The weighted average lease expiry (WALE) of the petrol stations is 23.4 years and the BP tenant covenant, as well as triple net leases, allows the acquisition to be funded by debt at 50% leverage. Citi considers the PE (price/earnings) multiple of CHC, at 18x, undemanding for a business that can generate more than 20% growth, allocating the stock as a top pick for the sector.

FNArena's database has three Buy ratings and one Hold for CHC. The consensus target is $12.84, suggesting 13.2% upside to the last share price.

So, which owns what?

In what UBS describes as a "Jatz Cracker of an acquisition" CLW has bought a 50% share in Huntingwood for $199m, as well as a 50% share in the managed partnership of the BP Australia service stations for $420m.

As a result of the transactions, CLW's weighting to the east coast rises to 74% and CPI-based rent reviews increase to 44% from 34%. UBS had suspected it may be difficult for CLW to acquire assets accretively without increasing risk/leverage but this acquisition is 1% accretive in FY21-24.

CLW will partially fund its acquisitions by a $350m institutional capital raising. Macquarie considers these good transactions in isolation, although finds the valuation of the stock a hurdle.

Citi notes investor concerns regarding the rents at the Arnott's site but points out the facility includes office, cold storage and high-bay industrial buildings that generate higher rents per square metre vs traditional industrial uses.

The broker reiterates a Buy rating, noting the asset base of CLW has grown to $3.6bn - and up 71% in the last six months - which highlights the potential for significant ongoing growth.

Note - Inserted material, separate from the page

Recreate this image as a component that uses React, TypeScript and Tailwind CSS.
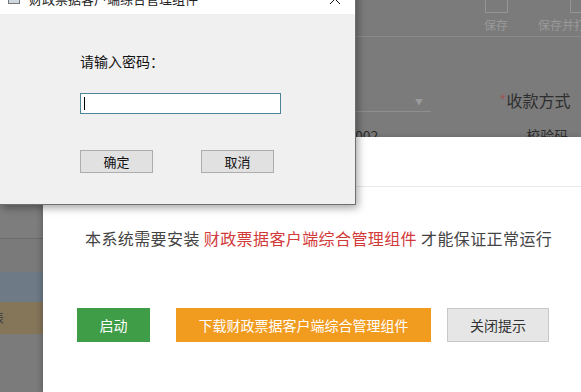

There are two Buy, one Hold (UBS) and one Sell (Macquarie) ratings for CLW on the database. The consensus target is $5.60, suggesting 3.6% upside to the last share price. Dividend yield on FY20 and FY21 forecasts is 5.2% and 5.5% respectively.

BP Australia Sites

The managed partnership consists of CHC (20%), CLW (50%) and Charter Hall Retail REIT ((CQR)) with 30%. The partnership's 49% interest is valued at $840m at a passing yield of 5.5%. CQR's stake takes its weighted average lease expiry of the portfolio to 7.2 years from 6.5 years.

Gearing at the partnership level is 50%, which means CQR's equity commitment is $137m, of which $117m will come from the divestment of five shopping malls, in order to maintain gearing within its 30-40% target range.

CQR has announced plans for a further $100m in non-core asset sales, without which Macquarie assesses 'look-through' gearing would be 39%, and upgraded FY20 guidance for earnings per share to growth of 2.2%.

Morgan Stanley, despite the "good" news is Underweight on the stock because of a bearish view on the retail sub-sector under coverage. CQR is still preferred amongst the retail pure-plays because of a bias towards non-discretionary retailers and a distribution yield of 6.4%.

Macquarie is attracted to the sustainable free cash flow yield but, given the limited growth profile, also retains an Underperform rating while Citi assesses the announcements are broadly neutral for both earnings and the valuation, particular once the additional disposals are completed.

The database has three Hold and three Sell ratings for CQR. The consensus target is $4.12, signalling -10.0% downside to the last share price. The dividend yield for FY20 and FY21 is 6.4% and 6.5% respectively.